En los años más oscuros de nuestra historia republicana, fuerzas ideológicas atentaron contra esa alma. El marxismo, en su versión maoísta, encarnado en Sendero Luminoso, prometió justicia social, pero nos sumergió en el abismo del terror. Su violencia no fue un simple episodio de confrontación armada, sino un intento deliberado de destruir la estructura espiritual de la nación: sus valores, su identidad, su fe, su historia. No bastaba con combatirlo con la fuerza de la ley; también era necesario y sigue siéndolo preservar la memoria histórica y defender el alma de la patria.

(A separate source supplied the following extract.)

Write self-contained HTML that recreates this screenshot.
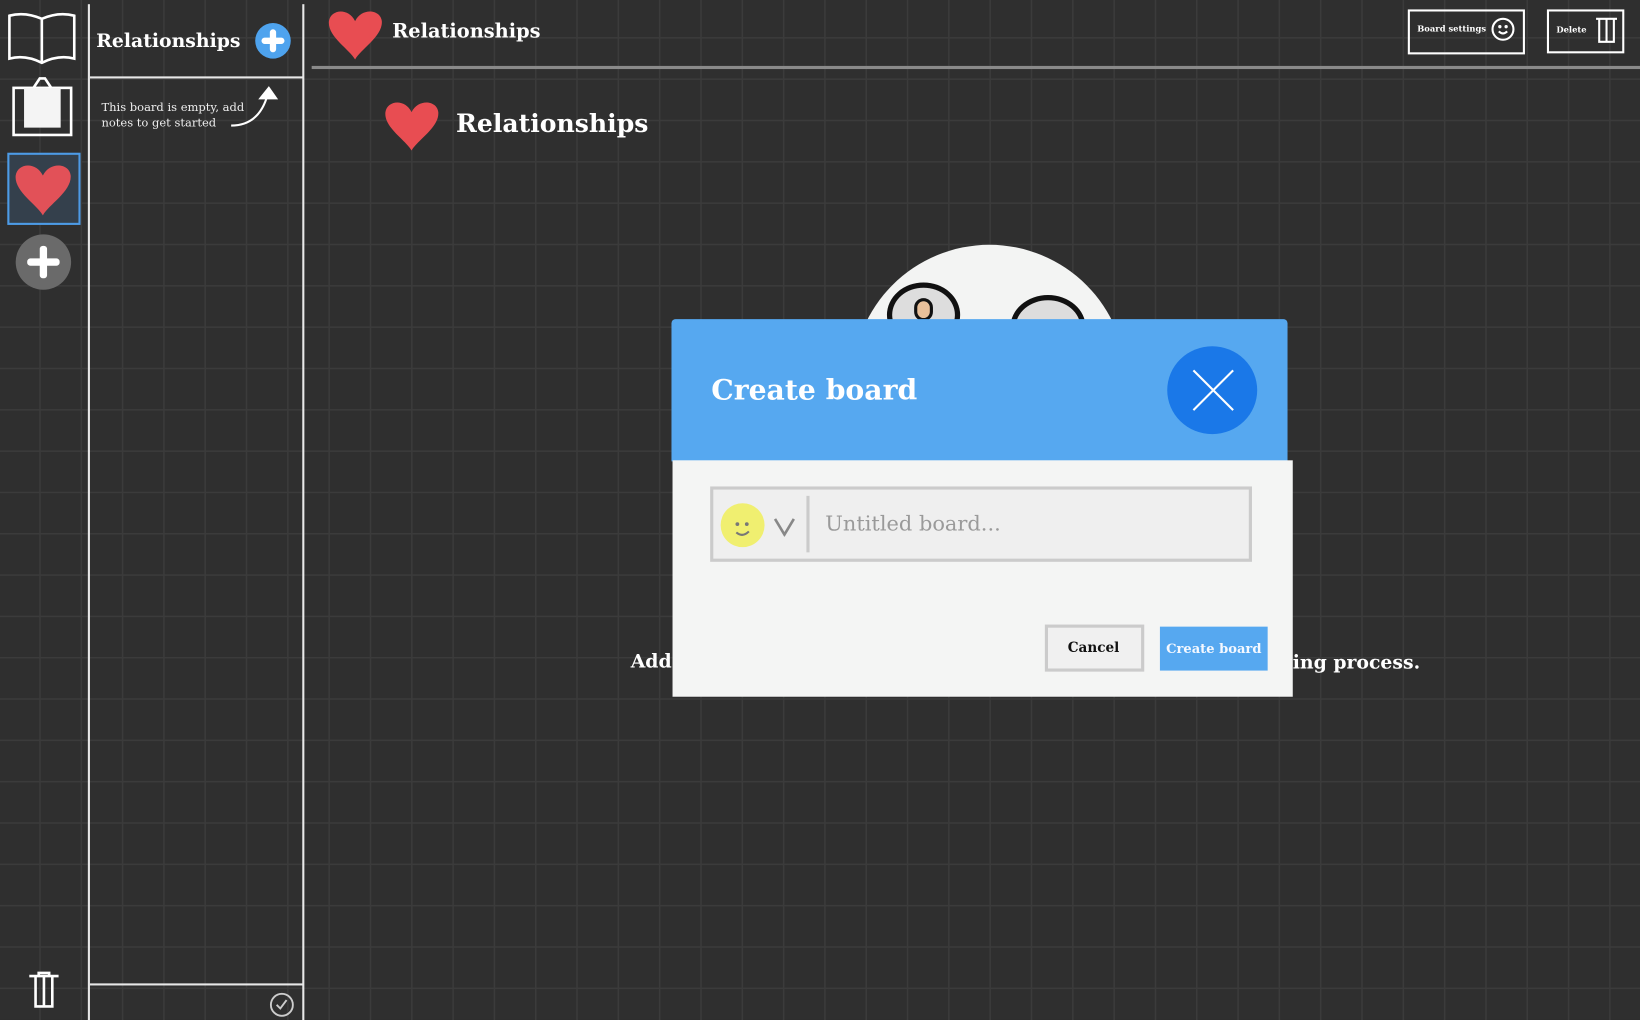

Lamentablemente, ese deber ha sido torpedeado por una narrativa ideologizada que ha distorsionado la verdad. La llamada Comisión de la Verdad y Reconciliación (CVR) presentó una visión parcial, equiparando a las Fuerzas Armadas y la Policía Nacional —que defendieron con valentía y sacrificio a la sociedad peruana— con los terroristas que intentaron destruirla. El uso de ese enfoque en espacios como el Lugar de la Memoria (LUM) ha contribuido a una peligrosa confusión entre víctimas y victimarios, afectando especialmente a las generaciones que no vivieron directamente aquella época.
Negar la naturaleza terrorista de Sendero Luminoso y el MRTA, disfrazando sus crímenes bajo el rótulo neutral de “conflicto armado interno” o de “violencia política”, es una forma de amnesia colectiva, pero también de traición moral. La historia no puede reescribirse al gusto de ideologías pasajeras. Las naciones que no honran la verdad de su pasado corren el riesgo de repetir sus tragedias.
Purificar la memoria no significa negar los errores, sino reconocer la verdad con honradez y justicia. Solo así podremos sanar las heridas del alma nacional. Solo así la peruanidad —ese tejido espiritual que nos une más allá de nuestras diferencias— podrá fortalecerse y resistir futuros intentos de fragmentación.
Preservar la memoria histórica es, al final, un acto de amor al país.